◆ **GIVEN DATA**
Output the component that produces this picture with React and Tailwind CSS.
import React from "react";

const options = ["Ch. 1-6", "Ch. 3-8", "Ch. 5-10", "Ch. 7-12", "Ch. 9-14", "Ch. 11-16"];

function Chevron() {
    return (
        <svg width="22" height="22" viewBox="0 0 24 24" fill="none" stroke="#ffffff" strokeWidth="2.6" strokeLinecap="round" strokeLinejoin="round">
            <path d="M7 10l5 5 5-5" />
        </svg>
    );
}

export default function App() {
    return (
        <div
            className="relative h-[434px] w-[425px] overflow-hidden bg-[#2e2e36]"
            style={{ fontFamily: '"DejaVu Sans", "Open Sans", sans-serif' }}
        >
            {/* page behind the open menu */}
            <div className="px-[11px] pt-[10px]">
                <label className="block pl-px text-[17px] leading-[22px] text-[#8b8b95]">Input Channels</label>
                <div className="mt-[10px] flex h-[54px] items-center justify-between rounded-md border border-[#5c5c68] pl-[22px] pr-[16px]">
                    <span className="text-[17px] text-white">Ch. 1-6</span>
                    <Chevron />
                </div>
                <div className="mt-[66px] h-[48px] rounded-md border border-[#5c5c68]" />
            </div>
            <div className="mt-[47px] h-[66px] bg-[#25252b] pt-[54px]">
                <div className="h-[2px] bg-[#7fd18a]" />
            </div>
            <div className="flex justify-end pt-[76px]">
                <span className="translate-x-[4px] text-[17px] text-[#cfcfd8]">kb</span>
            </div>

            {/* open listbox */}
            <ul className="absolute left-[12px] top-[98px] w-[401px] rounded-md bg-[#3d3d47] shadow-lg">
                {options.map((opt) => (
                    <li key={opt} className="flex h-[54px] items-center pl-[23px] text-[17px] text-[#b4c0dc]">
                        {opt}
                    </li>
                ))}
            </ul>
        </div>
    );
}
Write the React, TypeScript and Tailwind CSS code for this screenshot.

◆ **WHAT YOU NEED TO DO**
Copy out each line exactly.

◆ **SOLUTION TO THIS TASK**
Output the component that produces this picture with React and Tailwind CSS.
import React from "react";

const options = ["Ch. 1-6", "Ch. 3-8", "Ch. 5-10", "Ch. 7-12", "Ch. 9-14", "Ch. 11-16"];

function Chevron() {
    return (
        <svg width="22" height="22" viewBox="0 0 24 24" fill="none" stroke="#ffffff" strokeWidth="2.6" strokeLinecap="round" strokeLinejoin="round">
            <path d="M7 10l5 5 5-5" />
        </svg>
    );
}

export default function App() {
    return (
        <div
            className="relative h-[434px] w-[425px] overflow-hidden bg-[#2e2e36]"
            style={{ fontFamily: '"DejaVu Sans", "Open Sans", sans-serif' }}
        >
            {/* page behind the open menu */}
            <div className="px-[11px] pt-[10px]">
                <label className="block pl-px text-[17px] leading-[22px] text-[#8b8b95]">Input Channels</label>
                <div className="mt-[10px] flex h-[54px] items-center justify-between rounded-md border border-[#5c5c68] pl-[22px] pr-[16px]">
                    <span className="text-[17px] text-white">Ch. 1-6</span>
                    <Chevron />
                </div>
                <div className="mt-[66px] h-[48px] rounded-md border border-[#5c5c68]" />
            </div>
            <div className="mt-[47px] h-[66px] bg-[#25252b] pt-[54px]">
                <div className="h-[2px] bg-[#7fd18a]" />
            </div>
            <div className="flex justify-end pt-[76px]">
                <span className="translate-x-[4px] text-[17px] text-[#cfcfd8]">kb</span>
            </div>

            {/* open listbox */}
            <ul className="absolute left-[12px] top-[98px] w-[401px] rounded-md bg-[#3d3d47] shadow-lg">
                {options.map((opt) => (
                    <li key={opt} className="flex h-[54px] items-center pl-[23px] text-[17px] text-[#b4c0dc]">
                        {opt}
                    </li>
                ))}
            </ul>
        </div>
    );
}
Write the React, TypeScript and Tailwind CSS code for this screenshot.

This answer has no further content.